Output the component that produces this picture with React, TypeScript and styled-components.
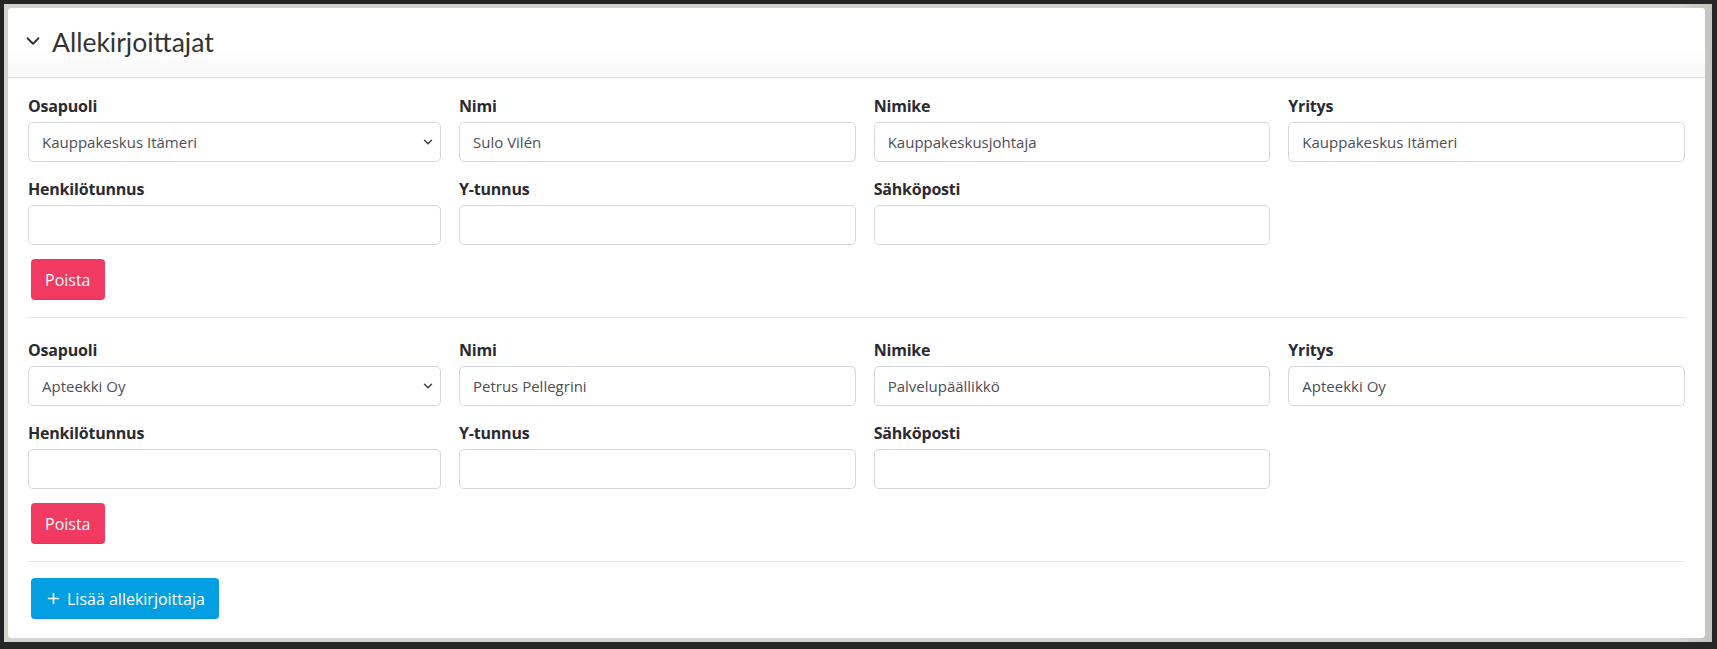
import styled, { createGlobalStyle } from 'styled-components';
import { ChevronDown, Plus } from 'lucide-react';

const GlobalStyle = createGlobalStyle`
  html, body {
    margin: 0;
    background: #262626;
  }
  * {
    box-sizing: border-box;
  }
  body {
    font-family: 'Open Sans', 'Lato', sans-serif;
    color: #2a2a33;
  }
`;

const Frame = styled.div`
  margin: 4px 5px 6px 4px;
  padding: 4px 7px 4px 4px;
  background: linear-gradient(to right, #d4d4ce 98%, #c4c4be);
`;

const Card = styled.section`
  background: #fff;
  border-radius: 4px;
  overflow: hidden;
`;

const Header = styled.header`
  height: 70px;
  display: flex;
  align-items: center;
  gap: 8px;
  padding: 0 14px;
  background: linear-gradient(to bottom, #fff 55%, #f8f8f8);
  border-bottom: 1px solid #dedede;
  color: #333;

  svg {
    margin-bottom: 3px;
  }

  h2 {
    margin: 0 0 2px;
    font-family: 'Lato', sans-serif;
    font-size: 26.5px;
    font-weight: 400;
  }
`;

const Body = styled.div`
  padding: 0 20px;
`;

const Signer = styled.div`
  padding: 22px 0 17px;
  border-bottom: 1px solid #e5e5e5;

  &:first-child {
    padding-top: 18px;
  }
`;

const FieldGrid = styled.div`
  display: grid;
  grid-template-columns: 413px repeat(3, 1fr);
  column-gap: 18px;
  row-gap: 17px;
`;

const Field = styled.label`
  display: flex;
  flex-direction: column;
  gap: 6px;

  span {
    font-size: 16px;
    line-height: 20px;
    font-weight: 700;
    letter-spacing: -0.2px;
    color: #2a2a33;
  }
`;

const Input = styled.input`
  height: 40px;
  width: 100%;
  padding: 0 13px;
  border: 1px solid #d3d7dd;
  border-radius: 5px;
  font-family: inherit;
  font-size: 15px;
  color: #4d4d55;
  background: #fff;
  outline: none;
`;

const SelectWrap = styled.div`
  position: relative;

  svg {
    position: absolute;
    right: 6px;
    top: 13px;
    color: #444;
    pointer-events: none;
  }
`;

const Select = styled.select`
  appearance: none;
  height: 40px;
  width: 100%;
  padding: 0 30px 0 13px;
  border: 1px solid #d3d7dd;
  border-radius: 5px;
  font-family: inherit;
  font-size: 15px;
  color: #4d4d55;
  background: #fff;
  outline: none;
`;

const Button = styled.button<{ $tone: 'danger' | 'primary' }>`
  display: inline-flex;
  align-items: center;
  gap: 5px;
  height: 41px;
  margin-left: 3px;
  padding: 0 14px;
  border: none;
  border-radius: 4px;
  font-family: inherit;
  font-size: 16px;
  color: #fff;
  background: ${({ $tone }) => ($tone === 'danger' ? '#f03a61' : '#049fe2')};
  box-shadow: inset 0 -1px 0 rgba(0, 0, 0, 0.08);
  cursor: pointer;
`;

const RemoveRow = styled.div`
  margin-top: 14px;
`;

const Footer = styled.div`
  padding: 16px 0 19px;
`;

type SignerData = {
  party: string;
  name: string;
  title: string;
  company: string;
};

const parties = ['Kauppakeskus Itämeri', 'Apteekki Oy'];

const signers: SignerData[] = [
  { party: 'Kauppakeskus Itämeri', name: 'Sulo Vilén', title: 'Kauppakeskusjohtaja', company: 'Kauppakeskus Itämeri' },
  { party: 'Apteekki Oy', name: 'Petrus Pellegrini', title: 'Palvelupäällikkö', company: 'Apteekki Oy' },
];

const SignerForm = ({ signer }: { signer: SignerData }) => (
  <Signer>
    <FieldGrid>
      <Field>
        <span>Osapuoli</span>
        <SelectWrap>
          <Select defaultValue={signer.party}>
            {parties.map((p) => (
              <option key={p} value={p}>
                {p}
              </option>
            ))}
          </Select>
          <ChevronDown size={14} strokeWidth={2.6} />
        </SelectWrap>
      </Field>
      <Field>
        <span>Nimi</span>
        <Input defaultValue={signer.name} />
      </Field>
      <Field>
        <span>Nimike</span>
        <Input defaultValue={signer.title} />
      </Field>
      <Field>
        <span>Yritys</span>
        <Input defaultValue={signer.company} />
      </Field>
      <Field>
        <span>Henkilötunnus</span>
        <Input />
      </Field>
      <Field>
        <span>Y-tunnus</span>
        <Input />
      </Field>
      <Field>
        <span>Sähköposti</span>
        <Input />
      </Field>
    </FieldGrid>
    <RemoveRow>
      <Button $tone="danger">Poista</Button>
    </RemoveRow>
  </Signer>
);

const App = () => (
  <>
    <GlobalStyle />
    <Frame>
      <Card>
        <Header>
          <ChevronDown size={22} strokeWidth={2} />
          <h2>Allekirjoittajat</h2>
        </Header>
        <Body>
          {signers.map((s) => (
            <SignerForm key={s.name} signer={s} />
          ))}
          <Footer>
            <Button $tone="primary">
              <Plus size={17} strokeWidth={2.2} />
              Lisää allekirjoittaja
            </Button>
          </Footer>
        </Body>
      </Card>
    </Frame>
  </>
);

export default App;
-=-=-
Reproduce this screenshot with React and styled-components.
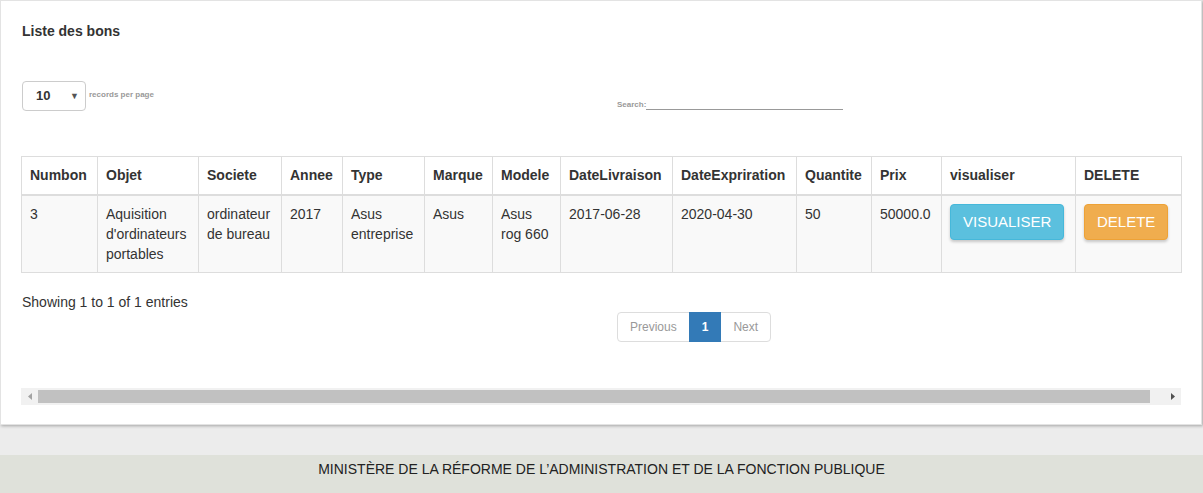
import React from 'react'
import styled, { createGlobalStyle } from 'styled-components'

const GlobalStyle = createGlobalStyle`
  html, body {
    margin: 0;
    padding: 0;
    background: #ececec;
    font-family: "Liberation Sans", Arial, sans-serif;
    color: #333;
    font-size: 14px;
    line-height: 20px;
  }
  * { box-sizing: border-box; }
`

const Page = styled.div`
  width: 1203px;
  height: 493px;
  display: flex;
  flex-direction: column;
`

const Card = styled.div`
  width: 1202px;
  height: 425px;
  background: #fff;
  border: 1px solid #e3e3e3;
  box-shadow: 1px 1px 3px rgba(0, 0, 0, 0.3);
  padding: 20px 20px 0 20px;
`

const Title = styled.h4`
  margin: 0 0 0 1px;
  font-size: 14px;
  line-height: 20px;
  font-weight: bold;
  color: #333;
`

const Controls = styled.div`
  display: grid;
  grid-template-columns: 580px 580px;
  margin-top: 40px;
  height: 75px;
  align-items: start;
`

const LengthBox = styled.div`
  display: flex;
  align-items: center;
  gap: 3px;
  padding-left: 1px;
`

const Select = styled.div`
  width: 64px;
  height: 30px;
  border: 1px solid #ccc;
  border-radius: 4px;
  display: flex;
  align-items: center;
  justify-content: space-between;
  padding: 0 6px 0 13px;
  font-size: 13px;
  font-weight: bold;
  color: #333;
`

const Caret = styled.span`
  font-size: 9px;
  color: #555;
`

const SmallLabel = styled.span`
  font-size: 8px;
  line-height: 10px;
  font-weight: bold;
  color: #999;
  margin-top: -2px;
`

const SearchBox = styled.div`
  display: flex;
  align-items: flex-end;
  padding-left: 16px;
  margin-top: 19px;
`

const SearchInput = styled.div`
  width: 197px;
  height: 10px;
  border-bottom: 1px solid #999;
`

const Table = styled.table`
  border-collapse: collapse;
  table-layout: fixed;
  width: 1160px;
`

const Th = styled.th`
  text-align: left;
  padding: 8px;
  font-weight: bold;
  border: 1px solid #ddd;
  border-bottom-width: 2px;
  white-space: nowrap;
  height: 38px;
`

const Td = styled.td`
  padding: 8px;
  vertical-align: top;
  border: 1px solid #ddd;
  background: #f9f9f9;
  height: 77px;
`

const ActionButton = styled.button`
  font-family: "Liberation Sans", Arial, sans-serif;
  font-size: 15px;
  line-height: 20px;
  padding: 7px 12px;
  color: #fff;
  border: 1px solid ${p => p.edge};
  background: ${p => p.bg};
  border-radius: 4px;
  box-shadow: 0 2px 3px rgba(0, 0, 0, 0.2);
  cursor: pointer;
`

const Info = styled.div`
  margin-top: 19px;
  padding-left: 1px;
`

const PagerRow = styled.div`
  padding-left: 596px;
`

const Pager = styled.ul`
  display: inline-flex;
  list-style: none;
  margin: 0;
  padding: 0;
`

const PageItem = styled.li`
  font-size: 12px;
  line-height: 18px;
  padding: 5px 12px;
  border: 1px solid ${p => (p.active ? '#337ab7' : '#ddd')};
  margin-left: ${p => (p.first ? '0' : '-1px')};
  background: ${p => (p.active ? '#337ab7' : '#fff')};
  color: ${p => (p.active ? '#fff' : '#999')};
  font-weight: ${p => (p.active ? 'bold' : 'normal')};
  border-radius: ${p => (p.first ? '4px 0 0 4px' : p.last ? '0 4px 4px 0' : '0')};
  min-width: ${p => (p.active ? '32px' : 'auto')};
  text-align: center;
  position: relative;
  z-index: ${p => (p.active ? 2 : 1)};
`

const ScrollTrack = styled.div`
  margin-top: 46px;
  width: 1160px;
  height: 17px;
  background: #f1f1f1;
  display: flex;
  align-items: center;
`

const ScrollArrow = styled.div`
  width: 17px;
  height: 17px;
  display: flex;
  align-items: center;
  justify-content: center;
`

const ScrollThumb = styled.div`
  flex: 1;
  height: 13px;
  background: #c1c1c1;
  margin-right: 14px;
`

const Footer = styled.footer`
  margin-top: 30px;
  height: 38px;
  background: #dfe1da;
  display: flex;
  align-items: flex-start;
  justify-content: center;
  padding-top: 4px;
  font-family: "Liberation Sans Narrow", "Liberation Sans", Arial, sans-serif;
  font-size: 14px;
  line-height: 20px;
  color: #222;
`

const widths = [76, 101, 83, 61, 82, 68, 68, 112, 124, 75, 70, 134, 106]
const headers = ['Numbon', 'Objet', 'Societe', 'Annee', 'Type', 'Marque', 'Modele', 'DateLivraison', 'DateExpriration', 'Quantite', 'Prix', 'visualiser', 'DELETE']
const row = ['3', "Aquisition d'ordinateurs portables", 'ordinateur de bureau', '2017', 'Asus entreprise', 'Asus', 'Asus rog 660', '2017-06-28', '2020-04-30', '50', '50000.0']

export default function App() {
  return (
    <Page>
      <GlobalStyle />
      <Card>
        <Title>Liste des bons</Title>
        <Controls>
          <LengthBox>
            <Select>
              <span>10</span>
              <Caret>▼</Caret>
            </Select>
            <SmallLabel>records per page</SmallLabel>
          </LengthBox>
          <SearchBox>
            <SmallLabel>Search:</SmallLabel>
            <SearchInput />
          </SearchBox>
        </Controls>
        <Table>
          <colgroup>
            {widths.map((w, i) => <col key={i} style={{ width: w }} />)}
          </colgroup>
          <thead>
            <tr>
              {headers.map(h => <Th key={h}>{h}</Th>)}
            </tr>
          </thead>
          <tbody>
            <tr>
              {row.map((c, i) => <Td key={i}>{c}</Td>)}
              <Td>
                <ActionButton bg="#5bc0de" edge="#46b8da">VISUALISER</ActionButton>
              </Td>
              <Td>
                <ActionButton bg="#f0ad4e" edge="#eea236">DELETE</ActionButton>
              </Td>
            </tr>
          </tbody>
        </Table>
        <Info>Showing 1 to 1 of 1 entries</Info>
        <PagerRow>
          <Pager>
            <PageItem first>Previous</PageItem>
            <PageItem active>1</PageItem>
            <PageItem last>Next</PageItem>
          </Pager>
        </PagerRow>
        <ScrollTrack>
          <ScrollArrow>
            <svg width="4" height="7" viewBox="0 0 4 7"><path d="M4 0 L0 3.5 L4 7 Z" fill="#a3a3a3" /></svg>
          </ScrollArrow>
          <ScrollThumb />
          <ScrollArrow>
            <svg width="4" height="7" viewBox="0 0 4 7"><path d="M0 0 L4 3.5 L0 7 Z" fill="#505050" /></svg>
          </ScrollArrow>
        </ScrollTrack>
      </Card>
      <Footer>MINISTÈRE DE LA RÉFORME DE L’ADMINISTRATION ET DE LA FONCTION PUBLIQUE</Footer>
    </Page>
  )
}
-=-=-
● **REQUIRED TASK**:
Find the word "this" in the data and copy out each line where it turns up.

● **CORRECT RESPONSE**:
Output the component that produces this picture with React, TypeScript and styled-components.
Reproduce this screenshot with React and styled-components.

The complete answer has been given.